─── Dataset

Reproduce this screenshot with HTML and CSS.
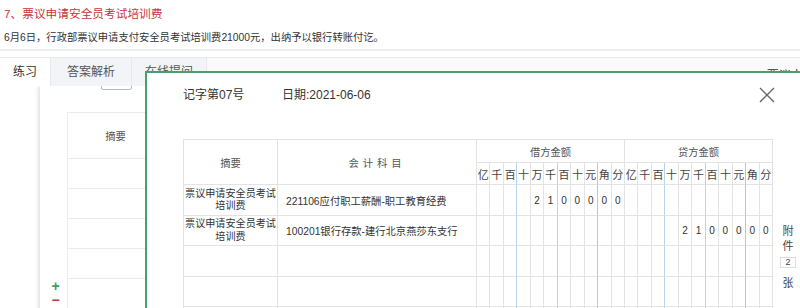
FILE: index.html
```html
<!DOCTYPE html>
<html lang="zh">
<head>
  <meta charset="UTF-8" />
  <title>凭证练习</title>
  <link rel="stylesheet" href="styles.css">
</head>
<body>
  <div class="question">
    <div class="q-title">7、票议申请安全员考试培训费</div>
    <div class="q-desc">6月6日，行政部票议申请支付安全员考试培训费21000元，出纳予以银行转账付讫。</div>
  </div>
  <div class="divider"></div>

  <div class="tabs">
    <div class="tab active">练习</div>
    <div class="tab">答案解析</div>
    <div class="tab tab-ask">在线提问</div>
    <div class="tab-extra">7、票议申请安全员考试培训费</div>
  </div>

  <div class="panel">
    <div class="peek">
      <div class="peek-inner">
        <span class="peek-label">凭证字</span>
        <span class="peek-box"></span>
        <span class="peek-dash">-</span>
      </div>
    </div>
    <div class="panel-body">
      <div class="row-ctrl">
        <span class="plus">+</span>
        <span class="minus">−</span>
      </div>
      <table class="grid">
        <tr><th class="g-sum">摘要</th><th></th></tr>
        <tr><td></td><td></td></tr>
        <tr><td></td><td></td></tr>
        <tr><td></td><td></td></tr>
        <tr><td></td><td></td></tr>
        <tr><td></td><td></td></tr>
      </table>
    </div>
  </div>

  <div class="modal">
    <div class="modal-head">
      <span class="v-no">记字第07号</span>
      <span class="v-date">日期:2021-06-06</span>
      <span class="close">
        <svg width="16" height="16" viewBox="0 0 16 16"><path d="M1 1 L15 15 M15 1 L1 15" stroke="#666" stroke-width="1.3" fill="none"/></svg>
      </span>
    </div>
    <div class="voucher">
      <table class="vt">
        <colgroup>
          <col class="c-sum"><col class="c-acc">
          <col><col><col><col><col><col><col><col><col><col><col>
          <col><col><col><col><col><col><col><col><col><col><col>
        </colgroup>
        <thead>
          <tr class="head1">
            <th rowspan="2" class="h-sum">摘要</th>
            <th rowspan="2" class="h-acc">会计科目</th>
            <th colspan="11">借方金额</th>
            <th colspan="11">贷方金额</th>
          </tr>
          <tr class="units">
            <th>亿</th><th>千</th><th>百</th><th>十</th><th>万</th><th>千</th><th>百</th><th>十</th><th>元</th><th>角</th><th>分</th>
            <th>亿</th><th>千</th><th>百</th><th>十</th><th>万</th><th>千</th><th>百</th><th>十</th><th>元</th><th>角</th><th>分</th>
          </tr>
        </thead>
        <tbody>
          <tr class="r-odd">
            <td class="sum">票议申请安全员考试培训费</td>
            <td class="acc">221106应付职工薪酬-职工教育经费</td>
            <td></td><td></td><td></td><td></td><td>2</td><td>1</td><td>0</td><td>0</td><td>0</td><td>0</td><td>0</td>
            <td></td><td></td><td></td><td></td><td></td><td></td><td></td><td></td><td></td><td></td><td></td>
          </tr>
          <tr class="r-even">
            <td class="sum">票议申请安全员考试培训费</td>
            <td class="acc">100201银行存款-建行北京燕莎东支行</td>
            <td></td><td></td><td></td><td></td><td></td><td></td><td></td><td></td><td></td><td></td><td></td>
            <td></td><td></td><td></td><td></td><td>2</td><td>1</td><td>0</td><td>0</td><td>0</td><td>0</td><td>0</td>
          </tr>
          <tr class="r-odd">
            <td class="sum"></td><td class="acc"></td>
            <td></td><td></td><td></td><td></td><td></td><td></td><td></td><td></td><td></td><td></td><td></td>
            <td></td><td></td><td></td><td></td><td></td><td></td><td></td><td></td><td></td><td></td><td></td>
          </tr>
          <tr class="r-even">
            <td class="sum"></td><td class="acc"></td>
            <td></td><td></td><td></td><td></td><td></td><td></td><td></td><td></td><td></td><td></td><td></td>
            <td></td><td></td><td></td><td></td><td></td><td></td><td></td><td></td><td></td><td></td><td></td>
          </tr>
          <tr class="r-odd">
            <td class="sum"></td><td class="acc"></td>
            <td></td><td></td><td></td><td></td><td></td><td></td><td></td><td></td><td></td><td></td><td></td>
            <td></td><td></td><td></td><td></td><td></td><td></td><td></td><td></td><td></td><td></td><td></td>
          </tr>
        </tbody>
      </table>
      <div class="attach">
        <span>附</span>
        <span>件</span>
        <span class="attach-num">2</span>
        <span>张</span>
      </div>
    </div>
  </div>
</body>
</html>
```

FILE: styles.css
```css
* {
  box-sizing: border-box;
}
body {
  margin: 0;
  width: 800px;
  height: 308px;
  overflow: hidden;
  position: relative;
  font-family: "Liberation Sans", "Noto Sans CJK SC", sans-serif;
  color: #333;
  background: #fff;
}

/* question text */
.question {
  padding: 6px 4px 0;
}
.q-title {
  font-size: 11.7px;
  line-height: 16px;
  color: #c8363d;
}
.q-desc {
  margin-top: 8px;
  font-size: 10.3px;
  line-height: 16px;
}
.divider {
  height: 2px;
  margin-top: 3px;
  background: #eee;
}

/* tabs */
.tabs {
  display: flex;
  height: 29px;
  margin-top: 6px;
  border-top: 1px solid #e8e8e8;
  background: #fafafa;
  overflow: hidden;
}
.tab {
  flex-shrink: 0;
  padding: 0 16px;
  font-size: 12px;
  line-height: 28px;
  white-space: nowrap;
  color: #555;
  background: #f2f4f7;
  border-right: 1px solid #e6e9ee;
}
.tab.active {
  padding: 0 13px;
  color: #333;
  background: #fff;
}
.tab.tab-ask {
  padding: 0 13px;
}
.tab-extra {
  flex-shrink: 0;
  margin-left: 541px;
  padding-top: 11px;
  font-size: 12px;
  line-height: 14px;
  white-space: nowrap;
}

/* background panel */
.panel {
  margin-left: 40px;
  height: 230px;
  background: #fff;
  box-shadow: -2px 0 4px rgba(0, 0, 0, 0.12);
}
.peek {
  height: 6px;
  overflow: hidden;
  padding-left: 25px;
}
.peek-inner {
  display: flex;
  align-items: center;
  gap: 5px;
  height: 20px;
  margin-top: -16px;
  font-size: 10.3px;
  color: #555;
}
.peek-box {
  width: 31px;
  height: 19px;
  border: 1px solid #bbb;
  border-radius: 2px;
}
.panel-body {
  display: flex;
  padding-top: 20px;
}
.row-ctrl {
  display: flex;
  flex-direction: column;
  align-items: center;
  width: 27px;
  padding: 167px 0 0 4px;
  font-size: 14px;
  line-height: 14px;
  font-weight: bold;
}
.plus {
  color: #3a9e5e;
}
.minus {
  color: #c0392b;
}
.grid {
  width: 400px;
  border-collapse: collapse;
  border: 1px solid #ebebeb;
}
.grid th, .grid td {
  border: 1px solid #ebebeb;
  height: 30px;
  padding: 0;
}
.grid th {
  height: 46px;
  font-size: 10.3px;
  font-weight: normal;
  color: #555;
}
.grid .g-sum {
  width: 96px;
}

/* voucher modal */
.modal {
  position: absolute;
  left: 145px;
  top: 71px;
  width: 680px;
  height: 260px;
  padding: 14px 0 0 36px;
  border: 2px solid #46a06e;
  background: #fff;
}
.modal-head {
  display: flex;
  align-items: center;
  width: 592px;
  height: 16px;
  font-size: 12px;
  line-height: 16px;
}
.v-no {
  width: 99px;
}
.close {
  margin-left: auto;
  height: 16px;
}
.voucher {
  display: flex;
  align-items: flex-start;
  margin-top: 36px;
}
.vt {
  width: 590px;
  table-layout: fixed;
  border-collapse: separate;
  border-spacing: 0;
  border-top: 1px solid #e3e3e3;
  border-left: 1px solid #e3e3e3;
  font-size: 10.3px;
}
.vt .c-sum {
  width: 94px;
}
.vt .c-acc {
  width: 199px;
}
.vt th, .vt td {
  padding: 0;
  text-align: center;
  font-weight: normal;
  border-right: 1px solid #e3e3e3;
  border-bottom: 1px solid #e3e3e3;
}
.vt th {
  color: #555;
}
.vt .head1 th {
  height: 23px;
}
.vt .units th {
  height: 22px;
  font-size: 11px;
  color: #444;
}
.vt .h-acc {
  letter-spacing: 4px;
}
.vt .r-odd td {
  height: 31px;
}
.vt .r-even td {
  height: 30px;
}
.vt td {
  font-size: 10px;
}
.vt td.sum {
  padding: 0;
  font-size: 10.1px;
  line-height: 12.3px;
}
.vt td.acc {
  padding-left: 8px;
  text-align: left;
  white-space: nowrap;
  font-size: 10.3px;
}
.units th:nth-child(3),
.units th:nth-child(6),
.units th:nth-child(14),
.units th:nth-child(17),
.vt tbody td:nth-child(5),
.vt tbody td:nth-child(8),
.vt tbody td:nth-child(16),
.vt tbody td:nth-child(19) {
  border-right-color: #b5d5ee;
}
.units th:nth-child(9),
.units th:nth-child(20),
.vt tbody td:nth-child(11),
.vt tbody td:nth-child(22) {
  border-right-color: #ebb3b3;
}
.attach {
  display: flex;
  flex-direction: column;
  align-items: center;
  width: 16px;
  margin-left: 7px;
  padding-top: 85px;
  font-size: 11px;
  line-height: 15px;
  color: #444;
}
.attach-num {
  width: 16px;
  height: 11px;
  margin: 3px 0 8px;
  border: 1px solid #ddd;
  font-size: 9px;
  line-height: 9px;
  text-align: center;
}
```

──────
─── Dataset

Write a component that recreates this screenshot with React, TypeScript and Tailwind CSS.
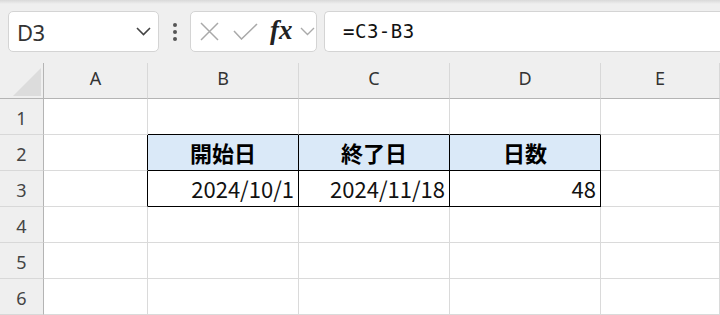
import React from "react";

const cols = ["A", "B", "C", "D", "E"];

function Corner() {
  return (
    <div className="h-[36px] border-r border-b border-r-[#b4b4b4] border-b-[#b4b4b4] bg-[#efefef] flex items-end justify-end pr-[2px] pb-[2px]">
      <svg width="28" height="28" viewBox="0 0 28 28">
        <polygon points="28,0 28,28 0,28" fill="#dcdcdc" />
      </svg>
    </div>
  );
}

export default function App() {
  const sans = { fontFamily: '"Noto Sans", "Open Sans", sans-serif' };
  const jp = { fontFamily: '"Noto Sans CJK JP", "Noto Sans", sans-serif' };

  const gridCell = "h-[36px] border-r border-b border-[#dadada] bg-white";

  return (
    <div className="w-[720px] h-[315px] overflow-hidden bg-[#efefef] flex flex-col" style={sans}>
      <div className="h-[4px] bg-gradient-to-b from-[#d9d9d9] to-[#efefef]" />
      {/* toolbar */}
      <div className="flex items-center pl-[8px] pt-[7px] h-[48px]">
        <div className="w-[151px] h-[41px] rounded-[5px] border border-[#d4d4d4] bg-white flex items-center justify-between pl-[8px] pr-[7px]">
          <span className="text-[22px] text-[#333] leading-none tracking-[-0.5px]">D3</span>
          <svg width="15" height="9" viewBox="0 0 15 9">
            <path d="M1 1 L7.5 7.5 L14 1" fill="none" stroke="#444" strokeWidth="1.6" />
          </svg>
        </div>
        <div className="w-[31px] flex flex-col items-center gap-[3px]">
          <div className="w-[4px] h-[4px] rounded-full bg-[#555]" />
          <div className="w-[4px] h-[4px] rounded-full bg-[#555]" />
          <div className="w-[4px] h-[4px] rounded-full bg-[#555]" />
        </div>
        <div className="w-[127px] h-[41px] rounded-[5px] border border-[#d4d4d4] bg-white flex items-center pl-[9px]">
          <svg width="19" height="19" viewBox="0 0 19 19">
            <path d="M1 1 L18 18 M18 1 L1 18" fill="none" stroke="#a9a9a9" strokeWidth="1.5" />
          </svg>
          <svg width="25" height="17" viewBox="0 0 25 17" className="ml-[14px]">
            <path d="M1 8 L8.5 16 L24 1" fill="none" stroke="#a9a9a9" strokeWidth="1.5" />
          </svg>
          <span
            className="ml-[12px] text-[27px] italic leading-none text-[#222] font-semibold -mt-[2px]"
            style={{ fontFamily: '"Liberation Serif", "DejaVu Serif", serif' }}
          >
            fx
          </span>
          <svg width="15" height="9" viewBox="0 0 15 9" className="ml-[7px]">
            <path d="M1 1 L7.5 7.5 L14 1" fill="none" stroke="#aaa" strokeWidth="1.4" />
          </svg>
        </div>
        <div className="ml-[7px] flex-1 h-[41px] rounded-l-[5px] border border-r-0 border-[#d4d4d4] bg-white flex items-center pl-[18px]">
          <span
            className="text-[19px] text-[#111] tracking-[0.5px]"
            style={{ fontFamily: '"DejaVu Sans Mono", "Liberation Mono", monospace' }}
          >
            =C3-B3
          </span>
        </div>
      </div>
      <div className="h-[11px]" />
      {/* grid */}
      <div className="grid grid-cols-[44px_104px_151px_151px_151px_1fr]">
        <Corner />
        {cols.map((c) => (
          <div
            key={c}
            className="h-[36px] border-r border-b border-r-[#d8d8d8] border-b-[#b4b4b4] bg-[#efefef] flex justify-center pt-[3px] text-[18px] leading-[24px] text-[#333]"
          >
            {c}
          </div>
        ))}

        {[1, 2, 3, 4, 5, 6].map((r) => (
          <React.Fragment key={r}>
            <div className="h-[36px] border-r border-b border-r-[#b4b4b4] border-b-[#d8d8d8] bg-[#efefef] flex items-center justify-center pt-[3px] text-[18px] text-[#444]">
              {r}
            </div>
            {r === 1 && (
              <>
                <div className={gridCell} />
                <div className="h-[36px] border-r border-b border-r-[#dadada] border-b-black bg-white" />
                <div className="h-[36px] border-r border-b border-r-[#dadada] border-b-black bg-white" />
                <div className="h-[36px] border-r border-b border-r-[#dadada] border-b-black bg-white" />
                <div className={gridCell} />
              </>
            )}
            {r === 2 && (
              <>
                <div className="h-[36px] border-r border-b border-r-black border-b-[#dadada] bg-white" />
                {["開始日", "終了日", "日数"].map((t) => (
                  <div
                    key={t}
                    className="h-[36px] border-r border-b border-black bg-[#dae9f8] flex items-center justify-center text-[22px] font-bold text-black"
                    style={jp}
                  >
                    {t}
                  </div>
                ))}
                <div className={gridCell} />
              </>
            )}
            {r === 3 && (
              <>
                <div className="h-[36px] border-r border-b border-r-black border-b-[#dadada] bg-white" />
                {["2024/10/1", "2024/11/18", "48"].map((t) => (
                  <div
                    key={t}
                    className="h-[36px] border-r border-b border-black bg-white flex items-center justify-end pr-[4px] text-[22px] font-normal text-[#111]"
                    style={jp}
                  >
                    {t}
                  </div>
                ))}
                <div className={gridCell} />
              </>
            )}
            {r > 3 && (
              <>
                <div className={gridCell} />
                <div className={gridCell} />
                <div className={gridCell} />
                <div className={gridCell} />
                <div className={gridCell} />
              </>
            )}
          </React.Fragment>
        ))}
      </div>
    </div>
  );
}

──────
─── Dataset

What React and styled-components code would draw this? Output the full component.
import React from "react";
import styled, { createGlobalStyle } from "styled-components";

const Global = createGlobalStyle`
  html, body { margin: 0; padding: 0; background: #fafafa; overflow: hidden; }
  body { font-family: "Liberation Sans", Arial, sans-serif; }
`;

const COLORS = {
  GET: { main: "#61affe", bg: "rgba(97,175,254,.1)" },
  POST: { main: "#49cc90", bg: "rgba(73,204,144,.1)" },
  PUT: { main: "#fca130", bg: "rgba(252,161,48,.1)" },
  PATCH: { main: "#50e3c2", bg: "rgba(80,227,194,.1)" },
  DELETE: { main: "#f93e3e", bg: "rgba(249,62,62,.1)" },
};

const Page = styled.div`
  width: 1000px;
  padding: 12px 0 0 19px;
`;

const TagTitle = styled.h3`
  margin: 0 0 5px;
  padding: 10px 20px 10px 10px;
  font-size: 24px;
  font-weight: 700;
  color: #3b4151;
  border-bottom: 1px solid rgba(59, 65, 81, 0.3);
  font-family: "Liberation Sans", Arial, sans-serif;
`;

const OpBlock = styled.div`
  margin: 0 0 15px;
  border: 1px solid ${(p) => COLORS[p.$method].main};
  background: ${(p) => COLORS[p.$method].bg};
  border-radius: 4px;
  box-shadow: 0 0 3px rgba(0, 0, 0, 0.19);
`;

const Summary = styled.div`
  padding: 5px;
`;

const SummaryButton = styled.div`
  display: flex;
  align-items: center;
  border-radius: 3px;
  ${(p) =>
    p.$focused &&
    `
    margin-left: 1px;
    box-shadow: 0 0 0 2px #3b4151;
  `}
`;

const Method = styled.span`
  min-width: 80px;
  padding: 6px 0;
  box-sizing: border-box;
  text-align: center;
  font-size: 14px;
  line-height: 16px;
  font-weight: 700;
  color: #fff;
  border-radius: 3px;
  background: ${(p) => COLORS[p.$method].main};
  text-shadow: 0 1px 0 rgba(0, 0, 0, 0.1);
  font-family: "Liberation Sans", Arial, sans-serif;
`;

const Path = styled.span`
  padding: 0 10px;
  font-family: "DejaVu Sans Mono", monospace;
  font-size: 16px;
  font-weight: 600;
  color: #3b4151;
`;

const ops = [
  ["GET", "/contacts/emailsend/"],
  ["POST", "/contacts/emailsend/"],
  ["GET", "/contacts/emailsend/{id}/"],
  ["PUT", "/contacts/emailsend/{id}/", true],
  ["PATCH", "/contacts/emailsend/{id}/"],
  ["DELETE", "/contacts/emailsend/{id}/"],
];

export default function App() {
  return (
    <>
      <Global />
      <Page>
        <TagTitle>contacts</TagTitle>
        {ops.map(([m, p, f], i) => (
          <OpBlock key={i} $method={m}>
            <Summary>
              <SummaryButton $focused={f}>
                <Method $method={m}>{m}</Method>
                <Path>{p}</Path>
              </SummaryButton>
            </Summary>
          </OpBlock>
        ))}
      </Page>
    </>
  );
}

──────

» **Given instruction**: Scan the material line by line and report each one that contains "this".

» **Solved exercise**:
Reproduce this screenshot with HTML and CSS.
Write a component that recreates this screenshot with React, TypeScript and Tailwind CSS.
What React and styled-components code would draw this? Output the full component.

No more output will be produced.